> [WHAT IS REQUIRED] Skip the pictures. Repeat everything else in the records word for word.

> [Pages as source code]
───
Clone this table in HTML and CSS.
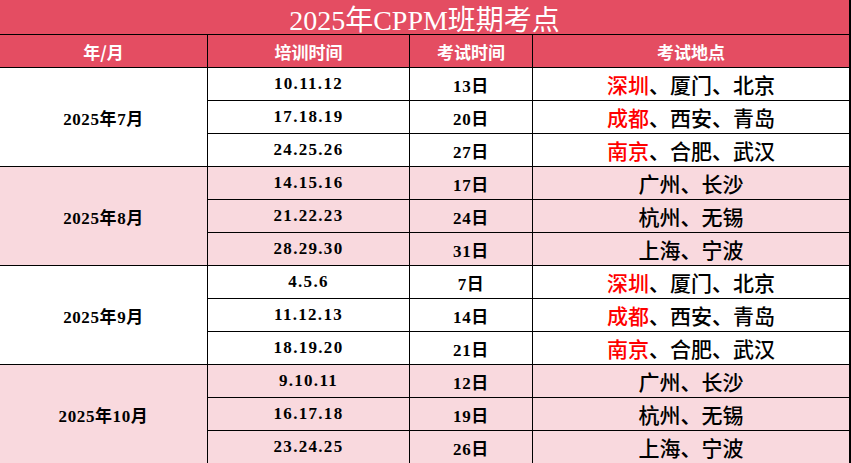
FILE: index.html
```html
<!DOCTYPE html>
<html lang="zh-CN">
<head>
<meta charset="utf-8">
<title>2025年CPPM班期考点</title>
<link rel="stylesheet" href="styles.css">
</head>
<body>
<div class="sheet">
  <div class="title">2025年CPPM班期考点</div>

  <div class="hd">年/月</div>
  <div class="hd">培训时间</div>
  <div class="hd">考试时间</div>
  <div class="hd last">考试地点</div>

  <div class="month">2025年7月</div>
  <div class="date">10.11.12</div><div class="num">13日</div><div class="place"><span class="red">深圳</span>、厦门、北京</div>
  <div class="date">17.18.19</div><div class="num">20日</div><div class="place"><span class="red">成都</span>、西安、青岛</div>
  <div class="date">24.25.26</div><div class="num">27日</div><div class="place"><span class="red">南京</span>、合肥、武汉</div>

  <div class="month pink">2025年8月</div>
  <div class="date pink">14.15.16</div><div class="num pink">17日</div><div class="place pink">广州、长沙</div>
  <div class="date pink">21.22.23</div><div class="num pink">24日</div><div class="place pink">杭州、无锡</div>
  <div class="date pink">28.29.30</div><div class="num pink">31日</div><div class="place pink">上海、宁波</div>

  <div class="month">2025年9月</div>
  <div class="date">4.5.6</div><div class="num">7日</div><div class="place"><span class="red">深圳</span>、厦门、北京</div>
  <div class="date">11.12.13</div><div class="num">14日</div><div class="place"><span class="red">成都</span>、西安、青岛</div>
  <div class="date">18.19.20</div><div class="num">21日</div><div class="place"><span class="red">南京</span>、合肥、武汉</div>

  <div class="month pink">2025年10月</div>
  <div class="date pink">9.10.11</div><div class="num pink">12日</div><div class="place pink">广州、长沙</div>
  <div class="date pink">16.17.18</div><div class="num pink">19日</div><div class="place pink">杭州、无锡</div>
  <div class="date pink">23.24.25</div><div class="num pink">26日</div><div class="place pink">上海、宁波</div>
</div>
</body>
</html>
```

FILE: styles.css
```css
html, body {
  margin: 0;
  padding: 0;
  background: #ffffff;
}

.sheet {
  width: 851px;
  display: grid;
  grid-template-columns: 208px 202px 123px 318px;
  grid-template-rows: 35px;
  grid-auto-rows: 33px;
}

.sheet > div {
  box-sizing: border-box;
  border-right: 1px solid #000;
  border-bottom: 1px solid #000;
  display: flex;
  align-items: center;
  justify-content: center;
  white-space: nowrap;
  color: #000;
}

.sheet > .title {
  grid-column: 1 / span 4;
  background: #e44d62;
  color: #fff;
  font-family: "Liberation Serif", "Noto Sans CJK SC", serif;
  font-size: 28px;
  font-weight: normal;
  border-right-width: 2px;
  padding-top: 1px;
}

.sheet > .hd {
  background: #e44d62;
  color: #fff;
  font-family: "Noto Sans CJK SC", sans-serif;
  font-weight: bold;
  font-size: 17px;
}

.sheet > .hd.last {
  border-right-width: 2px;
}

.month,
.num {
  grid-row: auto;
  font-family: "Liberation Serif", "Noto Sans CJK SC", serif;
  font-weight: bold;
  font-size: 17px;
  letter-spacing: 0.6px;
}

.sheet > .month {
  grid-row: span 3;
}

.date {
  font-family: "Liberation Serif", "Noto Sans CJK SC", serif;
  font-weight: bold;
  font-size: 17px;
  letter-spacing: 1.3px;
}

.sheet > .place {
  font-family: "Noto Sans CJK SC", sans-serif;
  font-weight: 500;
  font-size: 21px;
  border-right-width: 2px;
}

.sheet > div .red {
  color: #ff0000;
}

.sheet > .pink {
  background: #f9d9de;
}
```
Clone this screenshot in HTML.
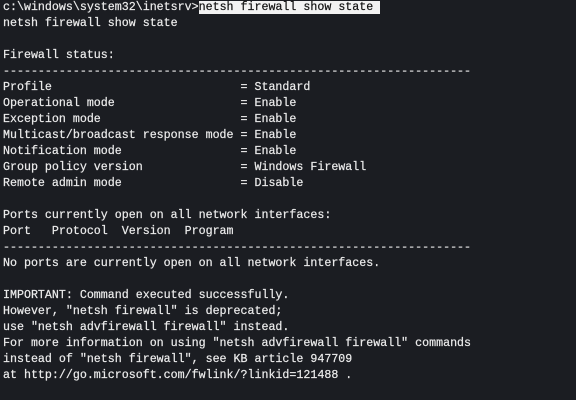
───
> [TASK RESPONSE]
Clone this table in HTML and CSS.
FILE: index.html
```html
<!DOCTYPE html>
<html lang="zh-CN">
<head>
<meta charset="utf-8">
<title>2025年CPPM班期考点</title>
<link rel="stylesheet" href="styles.css">
</head>
<body>
<div class="sheet">
  <div class="title">2025年CPPM班期考点</div>

  <div class="hd">年/月</div>
  <div class="hd">培训时间</div>
  <div class="hd">考试时间</div>
  <div class="hd last">考试地点</div>

  <div class="month">2025年7月</div>
  <div class="date">10.11.12</div><div class="num">13日</div><div class="place"><span class="red">深圳</span>、厦门、北京</div>
  <div class="date">17.18.19</div><div class="num">20日</div><div class="place"><span class="red">成都</span>、西安、青岛</div>
  <div class="date">24.25.26</div><div class="num">27日</div><div class="place"><span class="red">南京</span>、合肥、武汉</div>

  <div class="month pink">2025年8月</div>
  <div class="date pink">14.15.16</div><div class="num pink">17日</div><div class="place pink">广州、长沙</div>
  <div class="date pink">21.22.23</div><div class="num pink">24日</div><div class="place pink">杭州、无锡</div>
  <div class="date pink">28.29.30</div><div class="num pink">31日</div><div class="place pink">上海、宁波</div>

  <div class="month">2025年9月</div>
  <div class="date">4.5.6</div><div class="num">7日</div><div class="place"><span class="red">深圳</span>、厦门、北京</div>
  <div class="date">11.12.13</div><div class="num">14日</div><div class="place"><span class="red">成都</span>、西安、青岛</div>
  <div class="date">18.19.20</div><div class="num">21日</div><div class="place"><span class="red">南京</span>、合肥、武汉</div>

  <div class="month pink">2025年10月</div>
  <div class="date pink">9.10.11</div><div class="num pink">12日</div><div class="place pink">广州、长沙</div>
  <div class="date pink">16.17.18</div><div class="num pink">19日</div><div class="place pink">杭州、无锡</div>
  <div class="date pink">23.24.25</div><div class="num pink">26日</div><div class="place pink">上海、宁波</div>
</div>
</body>
</html>
```

FILE: styles.css
```css
html, body {
  margin: 0;
  padding: 0;
  background: #ffffff;
}

.sheet {
  width: 851px;
  display: grid;
  grid-template-columns: 208px 202px 123px 318px;
  grid-template-rows: 35px;
  grid-auto-rows: 33px;
}

.sheet > div {
  box-sizing: border-box;
  border-right: 1px solid #000;
  border-bottom: 1px solid #000;
  display: flex;
  align-items: center;
  justify-content: center;
  white-space: nowrap;
  color: #000;
}

.sheet > .title {
  grid-column: 1 / span 4;
  background: #e44d62;
  color: #fff;
  font-family: "Liberation Serif", "Noto Sans CJK SC", serif;
  font-size: 28px;
  font-weight: normal;
  border-right-width: 2px;
  padding-top: 1px;
}

.sheet > .hd {
  background: #e44d62;
  color: #fff;
  font-family: "Noto Sans CJK SC", sans-serif;
  font-weight: bold;
  font-size: 17px;
}

.sheet > .hd.last {
  border-right-width: 2px;
}

.month,
.num {
  grid-row: auto;
  font-family: "Liberation Serif", "Noto Sans CJK SC", serif;
  font-weight: bold;
  font-size: 17px;
  letter-spacing: 0.6px;
}

.sheet > .month {
  grid-row: span 3;
}

.date {
  font-family: "Liberation Serif", "Noto Sans CJK SC", serif;
  font-weight: bold;
  font-size: 17px;
  letter-spacing: 1.3px;
}

.sheet > .place {
  font-family: "Noto Sans CJK SC", sans-serif;
  font-weight: 500;
  font-size: 21px;
  border-right-width: 2px;
}

.sheet > div .red {
  color: #ff0000;
}

.sheet > .pink {
  background: #f9d9de;
}
```
Clone this screenshot in HTML.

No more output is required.